I checked for transmission of 4000mb of data. Here are some results:

                          size of rx/tx buffers in pages
              *---------------------------------------------------*
              |    8   |    32    |    64   |   256    |   512    |
*--------------*--------*----------*---------*----------*----------*
|   zerocopy   |   24   |   10.6   |  12.2   |   23.6   |    21    | secs to
*--------------*---------------------------------------------------- process
| non-zerocopy |   13   |   16.4   |  24.7   |   27.2   |   23.9   | 4000 mb
*--------------*----------------------------------------------------

I think, that results are not so impressive, but at least it is not worse than
copy mode and there is no need to allocate memory for processing date.

Why is it twice as slow in the first column?


                                PROBLEMS

	Updated packet's allocation logic creates some problem: when host gets
data from guest(in vhost-vsock), it allocates at least one page for each packet
(even if packet has 1 byte payload). I think this could be resolved in several
ways:

Can we somehow copy the incoming packets into the payload of the already queued packet?

This reminds me that we have yet to fix a similar problem with kmalloc() as well...

https://bugzilla.kernel.org/show_bug.cgi?id=215329

	1) Make zerocopy rx mode disabled by default, so if user didn't enable
it, current 'kmalloc()' way will be used.

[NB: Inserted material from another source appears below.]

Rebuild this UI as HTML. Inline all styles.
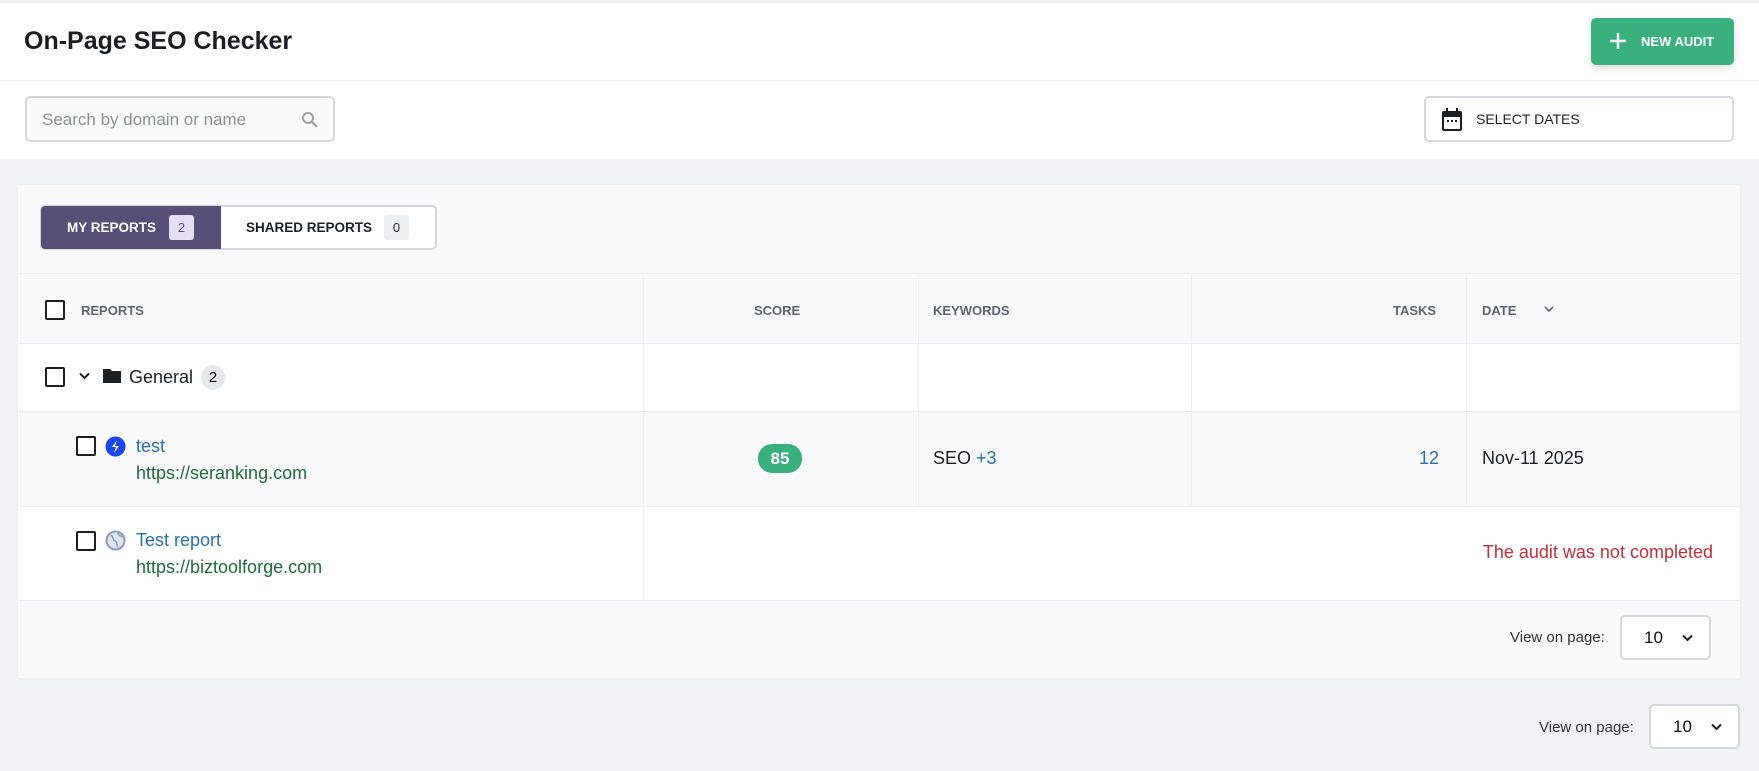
<!DOCTYPE html>
<html><head><meta charset="utf-8"><style>
*{box-sizing:border-box;margin:0;padding:0}
body{width:1759px;height:771px;overflow:hidden;background:#f2f3f6;font-family:"Liberation Sans",sans-serif;color:#111;position:relative}
.abs{position:absolute}
.top{left:0;top:0;width:1759px;height:159px;background:#fff;border-top:3px solid #eef0f3}
.hline{left:0;top:80px;width:1759px;height:1px;background:#eceef2}
.title{left:24px;top:27px;font-size:25px;font-weight:bold;color:#1a1d24}
.btn{left:1591px;top:18px;width:143px;height:47px;background:#3bb07f;border-radius:5px;color:#fff;font-size:13px;font-weight:bold;box-shadow:0 3px 8px rgba(0,0,0,.15)}
.box{border:2px solid #d5d7dc;border-radius:5px;background:#fafafb}
.card{left:18px;top:185px;width:1722px;height:493px;background:#f9f9fb;box-shadow:0 1px 3px rgba(0,0,0,.05)}
.chk{width:20px;height:20px;border:2px solid #1d1f24;border-radius:2px;background:#fff}
.th{font-size:13px;font-weight:bold;color:#5a6573}
.vl{width:1px;background:#eceef2}
.link{color:#2a6fb0;font-size:18px}
.url{color:#1f6b3a;font-size:18px}
.sel{background:#fff;border:2px solid #d5d7dc;border-radius:5px;font-size:17px}
</style></head><body>
<div class="abs top"></div>
<div class="abs hline"></div>
<div class="abs title">On-Page SEO Checker</div>
<div class="abs btn"><svg class="abs" style="left:18px;top:14px" width="18" height="18"><path d="M9 1v16M1 9h16" stroke="#fff" stroke-width="2.4"/></svg><span class="abs" style="left:50px;top:16px">NEW AUDIT</span></div>
<div class="abs box" style="left:25px;top:96px;width:310px;height:46px"><span class="abs" style="left:15px;top:12px;font-size:17px;color:#8a8f98">Search by domain or name</span>
<svg class="abs" style="left:274px;top:13px" width="18" height="18"><circle cx="7" cy="7" r="5" fill="none" stroke="#9aa0a8" stroke-width="2"/><path d="M11 11l5 5" stroke="#9aa0a8" stroke-width="2.2"/></svg></div>
<div class="abs box" style="left:1424px;top:96px;width:310px;height:46px;background:#fff"><svg class="abs" style="left:14px;top:9px" width="24" height="26"><rect x="2" y="4" width="20" height="20" rx="2" fill="#1d1f24"/><rect x="4" y="10" width="16" height="12" fill="#fff"/><rect x="6" y="1" width="2" height="5" fill="#1d1f24"/><rect x="16" y="1" width="2" height="5" fill="#1d1f24"/><rect x="7" y="13" width="2" height="2" fill="#1d1f24"/><rect x="11" y="13" width="2" height="2" fill="#1d1f24"/><rect x="15" y="13" width="2" height="2" fill="#1d1f24"/></svg><span class="abs" style="left:50px;top:13px;font-size:14px;color:#1d1f24">SELECT DATES</span></div>

<div class="abs card"></div>
<div class="abs" style="left:40px;top:205px;width:397px;height:45px;border:2px solid #d5d7dc;border-radius:5px;background:#fff"></div>
<div class="abs" style="left:41px;top:206px;width:180px;height:43px;background:#574f78;border-radius:4px 0 0 4px"></div>
<span class="abs" style="left:67px;top:220px;font-size:13.5px;font-weight:bold;color:#fff">MY REPORTS</span>
<span class="abs" style="left:169px;top:215px;width:25px;height:25px;background:#e6dcf4;border-radius:3px;font-size:13px;text-align:center;line-height:25px;color:#574f78">2</span>
<span class="abs" style="left:246px;top:220px;font-size:13.5px;font-weight:bold;color:#1d1f24">SHARED REPORTS</span>
<span class="abs" style="left:384px;top:215px;width:25px;height:25px;background:#eceef2;border-radius:3px;font-size:13px;text-align:center;line-height:25px;color:#333">0</span>

<div class="abs" style="left:18px;top:273px;width:1722px;height:1px;background:#eceef2"></div>
<div class="abs" style="left:18px;top:343px;width:1722px;height:68px;background:#fff"></div>
<div class="abs" style="left:18px;top:411px;width:1722px;height:1px;background:#eceef2"></div>
<div class="abs" style="left:18px;top:506px;width:1722px;height:94px;background:#fff"></div>
<div class="abs" style="left:18px;top:506px;width:1722px;height:1px;background:#eceef2"></div>
<div class="abs" style="left:18px;top:343px;width:1722px;height:1px;background:#eceef2"></div>
<div class="abs" style="left:18px;top:600px;width:1722px;height:1px;background:#eceef2"></div>
<div class="abs vl" style="left:643px;top:274px;height:326px"></div>
<div class="abs vl" style="left:918px;top:274px;height:232px"></div>
<div class="abs vl" style="left:1191px;top:274px;height:232px"></div>
<div class="abs vl" style="left:1466px;top:274px;height:232px"></div>

<div class="abs chk" style="left:45px;top:300px"></div>
<span class="abs th" style="left:81px;top:303px">REPORTS</span>
<span class="abs th" style="left:754px;top:303px">SCORE</span>
<span class="abs th" style="left:933px;top:303px">KEYWORDS</span>
<span class="abs th" style="left:1393px;top:303px">TASKS</span>
<span class="abs th" style="left:1482px;top:303px">DATE</span>
<svg class="abs" style="left:1544px;top:305px" width="10" height="8"><path d="M1 2l4 4 4-4" fill="none" stroke="#5a6573" stroke-width="1.6"/></svg>

<div class="abs chk" style="left:45px;top:367px"></div>
<svg class="abs" style="left:79px;top:372px" width="11" height="8"><path d="M1 1.5l4.5 4.5 4.5-4.5" fill="none" stroke="#1d1f24" stroke-width="2"/></svg>
<svg class="abs" style="left:103px;top:368px" width="18" height="15"><path d="M0 1h7l2 2h9v12H0z" fill="#1d1f24"/></svg>
<span class="abs" style="left:129px;top:367px;font-size:18px;color:#1d1f24">General</span>
<span class="abs" style="left:201px;top:365px;width:24px;height:25px;background:#e6e8ec;border-radius:12px;font-size:15px;text-align:center;line-height:25px">2</span>

<div class="abs chk" style="left:76px;top:436px"></div>
<svg class="abs" style="left:105px;top:436px" width="21" height="21"><circle cx="10.5" cy="10.5" r="10" fill="#1a47e8"/><path d="M12 4l-5 7h4l-2 6 5-7h-4z" fill="#fff"/></svg>
<span class="abs link" style="left:136px;top:436px">test</span>
<span class="abs url" style="left:136px;top:463px">https://seranking.com</span>
<span class="abs" style="left:758px;top:444px;width:44px;height:29px;background:#3bb07f;border-radius:14px;color:#fff;font-size:17px;font-weight:bold;text-align:center;line-height:29px">85</span>
<span class="abs" style="left:933px;top:448px;font-size:18px;color:#1d1f24">SEO <span style="color:#2a6fb0">+3</span></span>
<span class="abs" style="left:1419px;top:448px;font-size:18px;color:#2a6fb0">12</span>
<span class="abs" style="left:1482px;top:448px;font-size:18px;color:#1d1f24">Nov-11 2025</span>

<div class="abs chk" style="left:76px;top:531px"></div>
<svg class="abs" style="left:105px;top:530px" width="21" height="21"><circle cx="10.5" cy="10.5" r="9" fill="#dfe3ee" stroke="#8d97c2" stroke-width="2"/><path d="M6 5c3 2 1 5 4 6s1 5 3 6M13 3c0 3 3 3 5 4" fill="none" stroke="#8d97c2" stroke-width="1.4"/></svg>
<span class="abs link" style="left:136px;top:530px">Test report</span>
<span class="abs url" style="left:136px;top:557px">https://biztoolforge.com</span>
<span class="abs" style="right:46px;top:542px;font-size:18px;color:#c0303a">The audit was not completed</span>

<span class="abs" style="left:1510px;top:629px;font-size:15px;color:#333">View on page:</span>
<div class="abs sel" style="left:1620px;top:615px;width:91px;height:45px"><span class="abs" style="left:22px;top:11px">10</span><svg class="abs" style="left:60px;top:17px" width="11" height="8"><path d="M1 1.5l4.5 4.5 4.5-4.5" fill="none" stroke="#1d1f24" stroke-width="2"/></svg></div>
<span class="abs" style="left:1539px;top:719px;font-size:15px;color:#333">View on page:</span>
<div class="abs sel" style="left:1649px;top:704px;width:91px;height:45px"><span class="abs" style="left:22px;top:11px">10</span><svg class="abs" style="left:60px;top:17px" width="11" height="8"><path d="M1 1.5l4.5 4.5 4.5-4.5" fill="none" stroke="#1d1f24" stroke-width="2"/></svg></div>
</body></html>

That sounds reasonable to me, I guess also TCP needs a setsockopt() call to enable the feature, right?

	2) Use 'kmalloc()' for "small" packets, else call page allocator. But
in this case, we have mix of packets, allocated in two different ways thus
during zerocopying to user(e.g. mapping pages to vma), such small packets will
be handled in some stupid way: we need to allocate one page for user, copy data
to it and then insert page to user's vma.

It seems more difficult to me, but at the same time doable. I would go more on option 1, though.


P.S: of course this is experimental RFC, so what do You think guys?

It seems cool :-)

But I would like some feedback from the net guys to have some TCP-like things.